As Halls of Ivy pointed out you just need to find values of x such that f'(x) = 0 (as the function is continuous). By inspection and a knowledge of the unit circle it should be possible to see what values of x satisfy this condition. Those are your critical points.

(Sorry, for my example let theta = x)

 

[Jason76]

Another way to do this:

Find critical numbers:

\(\displaystyle f(\theta) = 18 \cos \theta + 9 \sin^{2} \theta\)

\(\displaystyle f '(\theta) = 18 (-\sin \theta) + 9 (u) du\)

\(\displaystyle f '(\theta) = 18 (-\sin \theta) + 18 (u) \cos \theta\)

\(\displaystyle f '(\theta) = 18 (-\sin \theta) + 18 (\sin \theta) \cos \theta\)

\(\displaystyle 18 (-\sin \theta) + 18 (\sin \theta) \cos \theta = 0\)

\(\displaystyle 18 (\sin \theta)[cos \theta - 1] = 0\)

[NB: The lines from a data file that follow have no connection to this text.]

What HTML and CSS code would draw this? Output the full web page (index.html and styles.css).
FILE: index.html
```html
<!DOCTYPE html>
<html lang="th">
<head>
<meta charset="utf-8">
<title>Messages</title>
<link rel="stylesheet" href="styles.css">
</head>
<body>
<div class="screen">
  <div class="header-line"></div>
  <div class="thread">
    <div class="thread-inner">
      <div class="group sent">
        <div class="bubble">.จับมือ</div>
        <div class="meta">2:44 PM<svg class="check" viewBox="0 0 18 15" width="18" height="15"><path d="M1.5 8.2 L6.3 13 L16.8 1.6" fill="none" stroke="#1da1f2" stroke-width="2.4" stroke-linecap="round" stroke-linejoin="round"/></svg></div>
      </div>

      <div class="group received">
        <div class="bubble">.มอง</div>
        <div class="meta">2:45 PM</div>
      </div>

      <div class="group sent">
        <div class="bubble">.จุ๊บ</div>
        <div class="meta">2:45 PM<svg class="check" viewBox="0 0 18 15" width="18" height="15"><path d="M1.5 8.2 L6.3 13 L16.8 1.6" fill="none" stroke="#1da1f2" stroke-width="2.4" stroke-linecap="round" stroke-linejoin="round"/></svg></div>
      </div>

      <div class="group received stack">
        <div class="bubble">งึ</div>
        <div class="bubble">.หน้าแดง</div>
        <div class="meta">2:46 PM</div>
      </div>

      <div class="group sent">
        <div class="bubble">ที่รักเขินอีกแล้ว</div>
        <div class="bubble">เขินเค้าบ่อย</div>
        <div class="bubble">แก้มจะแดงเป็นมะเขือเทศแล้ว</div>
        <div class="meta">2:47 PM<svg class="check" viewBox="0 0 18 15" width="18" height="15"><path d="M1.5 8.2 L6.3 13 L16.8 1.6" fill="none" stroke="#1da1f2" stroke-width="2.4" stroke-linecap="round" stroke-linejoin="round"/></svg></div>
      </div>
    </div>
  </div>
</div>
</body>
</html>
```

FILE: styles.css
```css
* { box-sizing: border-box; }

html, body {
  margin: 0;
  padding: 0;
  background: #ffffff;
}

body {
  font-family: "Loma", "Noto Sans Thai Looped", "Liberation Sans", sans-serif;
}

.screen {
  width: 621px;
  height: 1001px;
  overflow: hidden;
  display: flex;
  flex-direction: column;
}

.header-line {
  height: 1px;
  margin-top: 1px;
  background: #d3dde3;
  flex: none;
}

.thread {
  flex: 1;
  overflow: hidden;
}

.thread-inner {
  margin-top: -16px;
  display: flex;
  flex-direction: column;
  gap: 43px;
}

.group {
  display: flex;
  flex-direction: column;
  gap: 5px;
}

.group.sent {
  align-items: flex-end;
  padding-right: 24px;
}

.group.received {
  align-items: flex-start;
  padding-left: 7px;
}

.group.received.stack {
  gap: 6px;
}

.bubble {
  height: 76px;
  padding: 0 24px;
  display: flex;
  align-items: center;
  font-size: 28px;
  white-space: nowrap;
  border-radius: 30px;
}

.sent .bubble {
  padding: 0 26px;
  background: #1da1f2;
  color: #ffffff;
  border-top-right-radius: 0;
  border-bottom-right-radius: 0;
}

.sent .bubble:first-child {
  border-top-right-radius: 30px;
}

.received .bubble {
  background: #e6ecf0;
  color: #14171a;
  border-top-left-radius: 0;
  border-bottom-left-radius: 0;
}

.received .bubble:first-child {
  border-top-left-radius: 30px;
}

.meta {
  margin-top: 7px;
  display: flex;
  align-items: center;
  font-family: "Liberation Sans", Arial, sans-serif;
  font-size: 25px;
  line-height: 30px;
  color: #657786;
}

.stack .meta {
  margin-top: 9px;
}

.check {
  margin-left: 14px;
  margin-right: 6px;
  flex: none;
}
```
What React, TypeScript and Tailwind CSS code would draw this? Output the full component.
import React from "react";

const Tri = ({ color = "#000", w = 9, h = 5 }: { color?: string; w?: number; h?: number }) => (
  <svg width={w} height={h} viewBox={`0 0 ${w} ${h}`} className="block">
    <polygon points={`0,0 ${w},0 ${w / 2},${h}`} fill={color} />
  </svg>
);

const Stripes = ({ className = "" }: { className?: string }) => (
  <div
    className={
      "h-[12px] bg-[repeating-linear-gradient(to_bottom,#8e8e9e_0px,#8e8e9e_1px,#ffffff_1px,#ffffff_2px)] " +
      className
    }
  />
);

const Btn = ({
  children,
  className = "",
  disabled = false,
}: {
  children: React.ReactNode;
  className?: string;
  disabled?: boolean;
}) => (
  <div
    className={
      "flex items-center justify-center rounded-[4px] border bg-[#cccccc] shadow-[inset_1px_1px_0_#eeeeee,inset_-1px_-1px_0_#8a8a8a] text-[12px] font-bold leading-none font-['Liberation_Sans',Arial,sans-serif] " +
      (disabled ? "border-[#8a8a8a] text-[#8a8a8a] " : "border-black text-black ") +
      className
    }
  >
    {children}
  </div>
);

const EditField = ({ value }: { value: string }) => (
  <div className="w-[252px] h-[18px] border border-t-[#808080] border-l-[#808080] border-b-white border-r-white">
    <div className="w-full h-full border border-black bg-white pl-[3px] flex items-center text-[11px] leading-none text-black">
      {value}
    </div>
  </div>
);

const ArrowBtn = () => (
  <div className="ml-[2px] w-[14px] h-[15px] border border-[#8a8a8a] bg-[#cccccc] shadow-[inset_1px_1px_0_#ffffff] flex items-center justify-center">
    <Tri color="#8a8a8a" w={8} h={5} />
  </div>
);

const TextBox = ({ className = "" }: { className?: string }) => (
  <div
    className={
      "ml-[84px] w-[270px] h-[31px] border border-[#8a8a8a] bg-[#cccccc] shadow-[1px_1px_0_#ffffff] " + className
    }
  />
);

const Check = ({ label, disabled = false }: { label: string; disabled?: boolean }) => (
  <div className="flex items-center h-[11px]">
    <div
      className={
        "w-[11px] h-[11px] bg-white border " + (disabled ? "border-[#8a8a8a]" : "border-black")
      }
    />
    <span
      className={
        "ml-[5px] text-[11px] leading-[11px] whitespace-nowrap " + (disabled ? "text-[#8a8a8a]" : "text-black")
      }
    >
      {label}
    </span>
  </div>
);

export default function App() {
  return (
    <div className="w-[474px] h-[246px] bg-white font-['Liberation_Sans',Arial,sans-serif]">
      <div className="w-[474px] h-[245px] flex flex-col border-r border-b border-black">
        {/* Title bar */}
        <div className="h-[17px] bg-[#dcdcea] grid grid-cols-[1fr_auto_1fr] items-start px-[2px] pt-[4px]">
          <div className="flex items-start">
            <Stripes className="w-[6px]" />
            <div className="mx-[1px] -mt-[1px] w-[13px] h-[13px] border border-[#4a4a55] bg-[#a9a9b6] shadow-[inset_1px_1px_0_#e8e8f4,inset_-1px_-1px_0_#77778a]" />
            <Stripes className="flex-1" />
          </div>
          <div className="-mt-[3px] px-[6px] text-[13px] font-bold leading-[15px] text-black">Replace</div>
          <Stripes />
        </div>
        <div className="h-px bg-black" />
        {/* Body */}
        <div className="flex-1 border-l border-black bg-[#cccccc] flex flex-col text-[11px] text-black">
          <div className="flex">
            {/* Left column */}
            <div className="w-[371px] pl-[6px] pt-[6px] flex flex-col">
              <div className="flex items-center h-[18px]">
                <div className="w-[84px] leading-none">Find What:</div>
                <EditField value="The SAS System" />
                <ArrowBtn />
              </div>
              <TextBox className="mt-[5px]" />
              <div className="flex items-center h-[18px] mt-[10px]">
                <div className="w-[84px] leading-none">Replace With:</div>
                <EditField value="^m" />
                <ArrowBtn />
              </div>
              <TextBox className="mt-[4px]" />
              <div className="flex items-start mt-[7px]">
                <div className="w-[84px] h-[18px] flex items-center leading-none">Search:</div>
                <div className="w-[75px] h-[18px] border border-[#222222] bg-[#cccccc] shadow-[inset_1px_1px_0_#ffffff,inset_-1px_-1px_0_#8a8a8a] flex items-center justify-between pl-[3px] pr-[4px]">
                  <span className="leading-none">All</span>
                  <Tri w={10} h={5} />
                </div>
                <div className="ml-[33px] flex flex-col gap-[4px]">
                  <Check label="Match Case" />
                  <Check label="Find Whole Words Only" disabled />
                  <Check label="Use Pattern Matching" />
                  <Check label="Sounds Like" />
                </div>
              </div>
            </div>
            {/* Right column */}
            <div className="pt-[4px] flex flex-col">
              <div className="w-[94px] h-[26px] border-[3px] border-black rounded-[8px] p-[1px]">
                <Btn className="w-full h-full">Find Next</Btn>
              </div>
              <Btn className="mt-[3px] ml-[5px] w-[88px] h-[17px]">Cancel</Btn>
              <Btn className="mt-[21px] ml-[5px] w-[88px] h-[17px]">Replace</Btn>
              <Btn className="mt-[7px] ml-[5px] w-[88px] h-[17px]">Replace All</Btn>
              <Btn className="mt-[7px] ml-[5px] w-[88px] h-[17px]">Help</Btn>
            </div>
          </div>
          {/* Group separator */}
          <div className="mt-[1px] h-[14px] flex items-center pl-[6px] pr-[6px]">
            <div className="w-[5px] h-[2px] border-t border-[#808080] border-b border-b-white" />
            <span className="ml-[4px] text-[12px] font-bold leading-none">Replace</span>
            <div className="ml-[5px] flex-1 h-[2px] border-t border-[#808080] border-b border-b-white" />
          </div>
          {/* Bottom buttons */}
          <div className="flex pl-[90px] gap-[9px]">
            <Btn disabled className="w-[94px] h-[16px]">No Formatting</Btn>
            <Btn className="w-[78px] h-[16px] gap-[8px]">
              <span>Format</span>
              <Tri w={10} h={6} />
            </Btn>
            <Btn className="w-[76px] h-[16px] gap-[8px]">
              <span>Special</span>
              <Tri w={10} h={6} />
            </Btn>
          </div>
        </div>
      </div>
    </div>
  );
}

\(\displaystyle 18 (\sin \theta)(cos \theta) - 18 (\sin \theta) = 0\) :?:

 

[HallsofIvy]

You are just going around and around in circles. Before taking Calculus, you should have learned algebra! And one of the things you should have learned in algebra is the "zero product property": if ab= 0 then either a= 0 or b= 0 (or both).
You have (as you wrote way back in your first post) \(\displaystyle 18sin(\theta)(cos(\theta)- 1)= 0\). "18" can never be 0, so you must have either \(\displaystyle sin(\theta)= 0\) or \(\displaystyle cos(\theta)- 1= 0\). The second is, of course, equivalent to \(\displaystyle cos(\theta)= 1\).